#### WHAT NEEDS TO BE DONE
With the pictures left out, copy the listing below exactly.

## Begin DATA LINES

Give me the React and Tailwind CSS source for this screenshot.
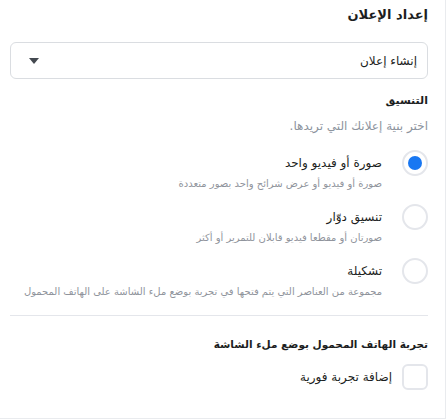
import { useState } from 'react'

const FORMATS = [
  { id: 'single', label: 'صورة أو فيديو واحد', desc: 'صورة أو فيديو أو عرض شرائح واحد بصور متعددة' },
  { id: 'carousel', label: 'تنسيق دوّار', desc: 'صورتان أو مقطعا فيديو قابلان للتمرير أو أكثر' },
  { id: 'collection', label: 'تشكيلة', desc: 'مجموعة من العناصر التي يتم فتحها في تجربة بوضع ملء الشاشة على الهاتف المحمول' },
]

export default function App(){
  const [format, setFormat] = useState('single')
  const [instant, setInstant] = useState(false)

  return (
    <div dir="rtl" className="w-[446px] h-[419px] bg-white border-r border-b border-[#e9ebee] text-[#1c1e21]"
      style={{ fontFamily: '"DejaVu Sans", "Liberation Sans", sans-serif' }}>
      <div className="pr-[17px] pl-[10px] pt-[6px]">
        <h2 className="text-[13px] font-bold leading-[18px]">إعداد الإعلان</h2>

        <button className="mt-[18px] w-full h-[37px] flex items-center justify-between px-[10px] border border-[#dadde1] rounded-[6px] bg-white">
          <span className="text-[12px] text-[#1c1e21]">إنشاء إعلان</span>
          <svg width="10" height="6" viewBox="0 0 10 6" className="ml-[8px]">
            <path d="M0 0h10L5 6z" fill="#444950" />
          </svg>
        </button>

        <h3 className="mt-[14px] text-[11px] font-bold leading-[16px]">التنسيق</h3>
        <p className="mt-[10px] text-[12px] text-[#8d949e] leading-[14px]">اختر بنية إعلانك التي تريدها.</p>

        <div className="mt-[17px] flex flex-col gap-[13px]">
          {FORMATS.map(f=>(
            <label key={f.id} className="flex items-start gap-[20px] cursor-pointer" onClick={()=>setFormat(f.id)}>
              <span className="w-[26px] h-[26px] shrink-0 rounded-full border-2 border-[#e4e6eb] bg-white flex items-center justify-center">
                {format===f.id && <span className="w-[14px] h-[14px] rounded-full bg-[#1877f2]" />}
              </span>
              <span className="flex flex-col pt-[5px]">
                <span className="text-[12px] leading-[16px] text-[#1c1e21]">{f.label}</span>
                <span className="mt-[6px] text-[10px] leading-[14px] text-[#90949c] whitespace-nowrap">{f.desc}</span>
              </span>
            </label>
          ))}
        </div>

        <div className="mt-[16px] border-t border-[#e4e6eb]" />

        <h3 className="mt-[20px] text-[10.5px] font-bold leading-[16px]">تجربة الهاتف المحمول بوضع ملء الشاشة</h3>

        <label className="mt-[12px] flex items-center gap-[10px] cursor-pointer" onClick={()=>setInstant(v=>!v)}>
          <span className="w-[26px] h-[26px] shrink-0 rounded-[6px] border-2 border-[#e4e6eb] bg-white flex items-center justify-center">
            {instant && <span className="w-[12px] h-[12px] rounded-[2px] bg-[#1877f2]" />}
          </span>
          <span className="text-[12px] text-[#1c1e21]">إضافة تجربة فورية</span>
        </label>
      </div>
    </div>
  )
}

## End DATA LINES

#### RESPONSE FOR THIS EXERCISE
Give me the React and Tailwind CSS source for this screenshot.
import { useState } from 'react'

const FORMATS = [
  { id: 'single', label: 'صورة أو فيديو واحد', desc: 'صورة أو فيديو أو عرض شرائح واحد بصور متعددة' },
  { id: 'carousel', label: 'تنسيق دوّار', desc: 'صورتان أو مقطعا فيديو قابلان للتمرير أو أكثر' },
  { id: 'collection', label: 'تشكيلة', desc: 'مجموعة من العناصر التي يتم فتحها في تجربة بوضع ملء الشاشة على الهاتف المحمول' },
]

export default function App(){
  const [format, setFormat] = useState('single')
  const [instant, setInstant] = useState(false)

  return (
    <div dir="rtl" className="w-[446px] h-[419px] bg-white border-r border-b border-[#e9ebee] text-[#1c1e21]"
      style={{ fontFamily: '"DejaVu Sans", "Liberation Sans", sans-serif' }}>
      <div className="pr-[17px] pl-[10px] pt-[6px]">
        <h2 className="text-[13px] font-bold leading-[18px]">إعداد الإعلان</h2>

        <button className="mt-[18px] w-full h-[37px] flex items-center justify-between px-[10px] border border-[#dadde1] rounded-[6px] bg-white">
          <span className="text-[12px] text-[#1c1e21]">إنشاء إعلان</span>
          <svg width="10" height="6" viewBox="0 0 10 6" className="ml-[8px]">
            <path d="M0 0h10L5 6z" fill="#444950" />
          </svg>
        </button>

        <h3 className="mt-[14px] text-[11px] font-bold leading-[16px]">التنسيق</h3>
        <p className="mt-[10px] text-[12px] text-[#8d949e] leading-[14px]">اختر بنية إعلانك التي تريدها.</p>

        <div className="mt-[17px] flex flex-col gap-[13px]">
          {FORMATS.map(f=>(
            <label key={f.id} className="flex items-start gap-[20px] cursor-pointer" onClick={()=>setFormat(f.id)}>
              <span className="w-[26px] h-[26px] shrink-0 rounded-full border-2 border-[#e4e6eb] bg-white flex items-center justify-center">
                {format===f.id && <span className="w-[14px] h-[14px] rounded-full bg-[#1877f2]" />}
              </span>
              <span className="flex flex-col pt-[5px]">
                <span className="text-[12px] leading-[16px] text-[#1c1e21]">{f.label}</span>
                <span className="mt-[6px] text-[10px] leading-[14px] text-[#90949c] whitespace-nowrap">{f.desc}</span>
              </span>
            </label>
          ))}
        </div>

        <div className="mt-[16px] border-t border-[#e4e6eb]" />

        <h3 className="mt-[20px] text-[10.5px] font-bold leading-[16px]">تجربة الهاتف المحمول بوضع ملء الشاشة</h3>

        <label className="mt-[12px] flex items-center gap-[10px] cursor-pointer" onClick={()=>setInstant(v=>!v)}>
          <span className="w-[26px] h-[26px] shrink-0 rounded-[6px] border-2 border-[#e4e6eb] bg-white flex items-center justify-center">
            {instant && <span className="w-[12px] h-[12px] rounded-[2px] bg-[#1877f2]" />}
          </span>
          <span className="text-[12px] text-[#1c1e21]">إضافة تجربة فورية</span>
        </label>
      </div>
    </div>
  )
}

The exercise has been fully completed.